Постепенно взаимное раздражение нарастало, они ссорились по самым разным поводам – когда обсуждали допустимую близость с “чекой”, или судьбу арестованных товарищей, или печальную участь тысяч француженок, застрявших в революционной Москве, голодавших и умолявших помочь им в репатриации…
Тем не менее революция стала для Петра Карловича “своей”. Подчёркиваю: речь не о Феврале, а именно об Октябре, о той самой большевистской революции, которую Солженицын называл переворотом! И не о симпатиях к меньшевикам, а о полноценном союзе с самыми натуральными ленинцами.
Как это совмещалось с его глубоким христианством, трудно объяснить. Он же всю жизнь ходил на мессу, каждое утро, в том числе в “красной Москве”. Пока не закрыли собор Святого Людовика на Малой Лубянке, Пьер был его верным прихожанином, а потом стал посещать православные храмы. И впоследствии очень жалел, что наши католики перешли с латыни на французский язык. Вернувшись на родину, он до конца дней ездил через весь Париж, чтобы слушать латинскую мессу.
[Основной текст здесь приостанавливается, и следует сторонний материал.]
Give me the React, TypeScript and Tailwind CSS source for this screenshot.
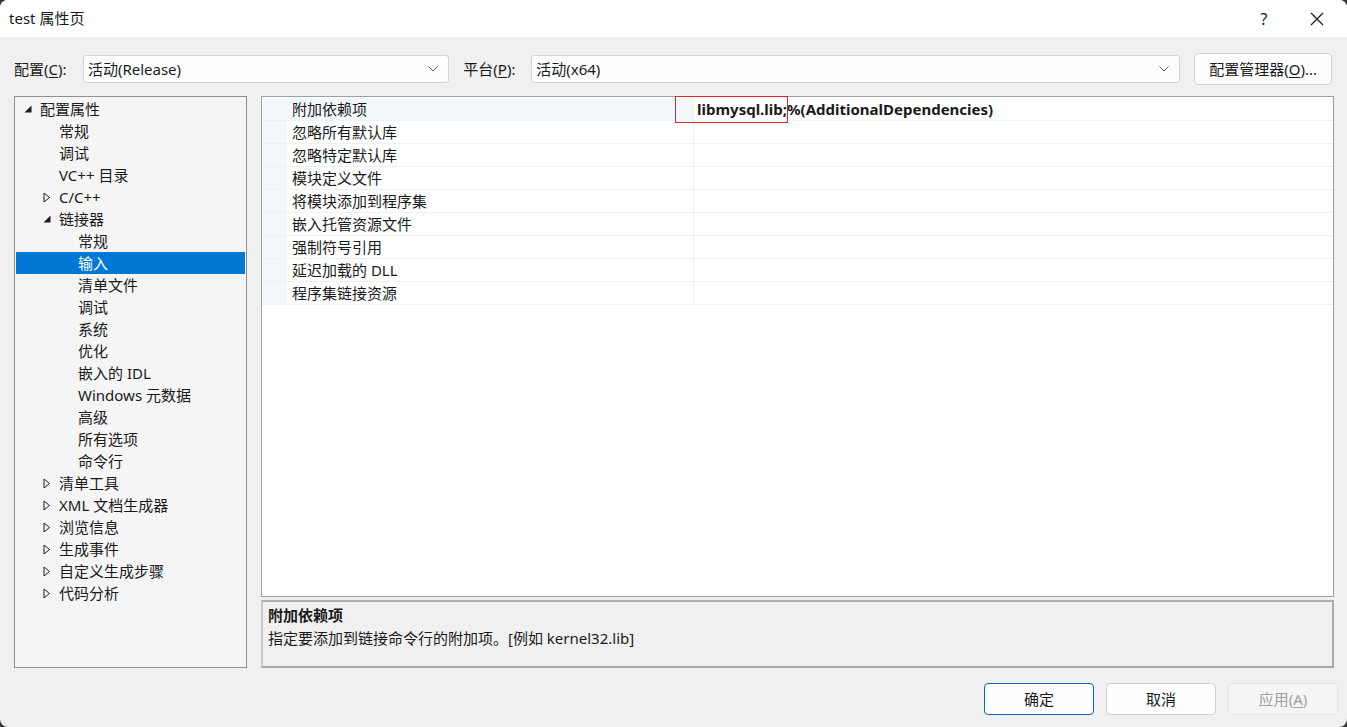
import React from "react";

const FONT = {
  fontFamily: '"Segoe UI", "Noto Sans", "Noto Sans CJK SC", sans-serif',
};

type Node = { label: string; level: number; exp?: "open" | "closed"; sel?: boolean };

const tree: Node[] = [
  { label: "配置属性", level: 0, exp: "open" },
  { label: "常规", level: 1 },
  { label: "调试", level: 1 },
  { label: "VC++ 目录", level: 1 },
  { label: "C/C++", level: 1, exp: "closed" },
  { label: "链接器", level: 1, exp: "open" },
  { label: "常规", level: 2 },
  { label: "输入", level: 2, sel: true },
  { label: "清单文件", level: 2 },
  { label: "调试", level: 2 },
  { label: "系统", level: 2 },
  { label: "优化", level: 2 },
  { label: "嵌入的 IDL", level: 2 },
  { label: "Windows 元数据", level: 2 },
  { label: "高级", level: 2 },
  { label: "所有选项", level: 2 },
  { label: "命令行", level: 2 },
  { label: "清单工具", level: 1, exp: "closed" },
  { label: "XML 文档生成器", level: 1, exp: "closed" },
  { label: "浏览信息", level: 1, exp: "closed" },
  { label: "生成事件", level: 1, exp: "closed" },
  { label: "自定义生成步骤", level: 1, exp: "closed" },
  { label: "代码分析", level: 1, exp: "closed" },
];

const props = [
  "附加依赖项",
  "忽略所有默认库",
  "忽略特定默认库",
  "模块定义文件",
  "将模块添加到程序集",
  "嵌入托管资源文件",
  "强制符号引用",
  "延迟加载的 DLL",
  "程序集链接资源",
];

function Chevron() {
  return (
    <svg width="12" height="8" viewBox="0 0 12 8" className="shrink-0">
      <path d="M1.5 1.5 L6 6 L10.5 1.5" fill="none" stroke="#606060" strokeWidth="1" />
    </svg>
  );
}

function Combo({ text, className }: { text: string; className: string }) {
  return (
    <div
      className={`h-[28px] bg-[#fdfdfd] border border-[#d4d4d4] rounded-[3px] flex items-center pl-[4px] pr-[9px] ${className}`}
    >
      <span className="flex-1 text-[15px] text-[#1a1a1a]">{text}</span>
      <Chevron />
    </div>
  );
}

function Expander({ exp, sel }: { exp?: "open" | "closed"; sel?: boolean }) {
  if (exp === "open")
    return (
      <svg width="8" height="8" viewBox="0 0 8 8">
        <polygon points="7.5,0.5 7.5,7.5 0.5,7.5" fill={sel ? "#fff" : "#1e1e1e"} />
      </svg>
    );
  if (exp === "closed")
    return (
      <svg width="8" height="11" viewBox="0 0 8 11">
        <polygon points="1,1 6.5,5.5 1,10" fill="none" stroke="#1e1e1e" strokeWidth="1" />
      </svg>
    );
  return null;
}

function Btn({
  children,
  primary,
  disabled,
}: {
  children: React.ReactNode;
  primary?: boolean;
  disabled?: boolean;
}) {
  return (
    <div
      className={`w-[110px] h-[32px] rounded-[4px] flex items-center justify-center text-[15px] ${
        primary
          ? "border border-[#0067c0] bg-[#fdfdfd] text-[#1a1a1a]"
          : disabled
          ? "border border-[#e5e5e5] bg-[#f5f5f5] text-[#a0a0a0]"
          : "border border-[#d0d0d0] bg-[#fdfdfd] text-[#1a1a1a]"
      }`}
    >
      {children}
    </div>
  );
}

export default function App() {
  return (
    <div className="w-[1347px] h-[727px] bg-[#3a3a3a] overflow-hidden" style={FONT}>
      <div className="w-full h-full bg-[#f0f0f0] rounded-[8px] overflow-hidden flex flex-col">
        {/* title bar */}
        <div className="h-[37px] bg-white flex items-center shrink-0">
          <span className="pl-[9px] text-[15px] text-[#1a1a1a] flex-1">test 属性页</span>
          <span className="w-[20px] text-center text-[16px] text-[#1a1a1a] mr-[36px]">?</span>
          <svg width="14" height="14" viewBox="0 0 14 14" className="mr-[23px]">
            <path d="M1 1 L13 13 M13 1 L1 13" stroke="#1a1a1a" strokeWidth="1.2" />
          </svg>
        </div>

        {/* config row */}
        <div className="flex items-center mt-[16px] h-[32px] pl-[14px] pr-[15px] shrink-0">
          <span className="text-[15px] text-[#1a1a1a] w-[69px]">
            配置(<span className="underline underline-offset-2">C</span>):
          </span>
          <Combo text="活动(Release)" className="w-[367px]" />
          <span className="text-[15px] text-[#1a1a1a] ml-[14px] w-[68px]">
            平台(<span className="underline underline-offset-2">P</span>):
          </span>
          <Combo text="活动(x64)" className="w-[650px]" />
          <div className="ml-[14px] w-[138px] h-[32px] bg-[#fdfdfd] border border-[#d4d4d4] rounded-[4px] flex items-center justify-center text-[15px] text-[#1a1a1a]">
            配置管理器(<span className="underline underline-offset-2">O</span>)...
          </div>
        </div>

        {/* main */}
        <div className="flex mt-[11px] pl-[14px] pr-[13px] h-[572px] shrink-0">
          {/* tree */}
          <div className="w-[233px] h-full border border-[#8c9099] bg-[#f5f5f5] pt-[1px] px-[1px]">
            {tree.map((n, i) => (
              <div
                key={i}
                className={`h-[22px] flex items-center text-[15px] ${
                  n.sel ? "bg-[#0078d4] text-white" : "text-[#1a1a1a]"
                }`}
              >
                <div
                  className="flex items-center"
                  style={{ paddingLeft: 8 + n.level * 19 }}
                >
                  <div className="w-[15px] flex items-center">
                    <Expander exp={n.exp} sel={n.sel} />
                  </div>
                  <span className="pl-[1px]">{n.label}</span>
                </div>
              </div>
            ))}
          </div>

          {/* right column */}
          <div className="flex-1 ml-[14px] flex flex-col">
            <div className="h-[501px] border border-[#a0a0a0] bg-white relative pt-[1px]">
              <div className="flex flex-col">
                {props.map((p, i) => (
                  <div key={i} className="h-[23px] flex border-b border-[#f0f0f0]">
                    <div className="w-[25px] bg-[#f3f6fb]" />
                    <div
                      className={`w-[407px] border-r border-[#f0f0f0] flex items-center pl-[5px] text-[15px] text-[#1a1a1a] ${
                        i === 0 ? "bg-[#f3f6fb]" : "bg-white"
                      }`}
                    >
                      {p}
                    </div>
                    <div className="flex-1 flex items-center pl-[3px] text-[15px] font-bold text-[#1a1a1a]">
                      {i === 0 ? "libmysql.lib;%(AdditionalDependencies)" : ""}
                    </div>
                  </div>
                ))}
              </div>
              <div className="absolute left-[413px] top-[-1px] w-[113px] h-[27px] border border-[#e0242a]" />
            </div>
            <div className="mt-[3px] h-[68px] border-2 border-[#a8a8a8] border-l-[#c8c8c8] border-t-[#b0b0b0] bg-[#f0f0f0] px-[5px] pt-[2px]">
              <div className="text-[15px] font-bold text-[#1a1a1a] leading-[22px]">附加依赖项</div>
              <div className="text-[15px] text-[#1a1a1a] leading-[24px]">
                指定要添加到链接命令行的附加项。[例如 kernel32.lib]
              </div>
            </div>
          </div>
        </div>

        {/* buttons */}
        <div className="flex justify-end gap-[12px] mt-[15px] pr-[9px]">
          <Btn primary>确定</Btn>
          <Btn>取消</Btn>
          <Btn disabled>
            应用(<span className="underline underline-offset-2">A</span>)
          </Btn>
        </div>
      </div>
    </div>
  );
}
Объяснение у меня одно-единственное: ему показалось, что апостольские времена вернулись. Что идеология большевиков, марксизм – это второстепенно. А первостепенно то, что комиссар и домработница получают один и тот же паёк. Для него это было как начало “Деяний апостолов” – любимая книга. Он считал, что все революционные эксцессы – явление временное, атеистический радикализм будет слабеть, неплюевский идеал абсолютного равенства окажется сильнее классовой борьбы.
Ну, довольно быстро пришлось констатировать, что это не совсем так. И окончательно он разочаровался в революции, когда начался нэп. Пьера поражал и отталкивал цинизм политического выбора: мы сокрушили прошлое, а теперь возьмём от капитализма и деньги, и неравенство, и вообще все ужасы вашего общества.
Между прочим, был товарищеский суд над ним. Но судили его не за критику ленинской политики, а за религиозные взгляды. Паскаля вызвали секретарь ЦК Елена Стасова и будущая жертва сталинской политики Николай Бухарин; Стасова представляла сторону обвинения, более либеральный Бухарин – сторону защиты.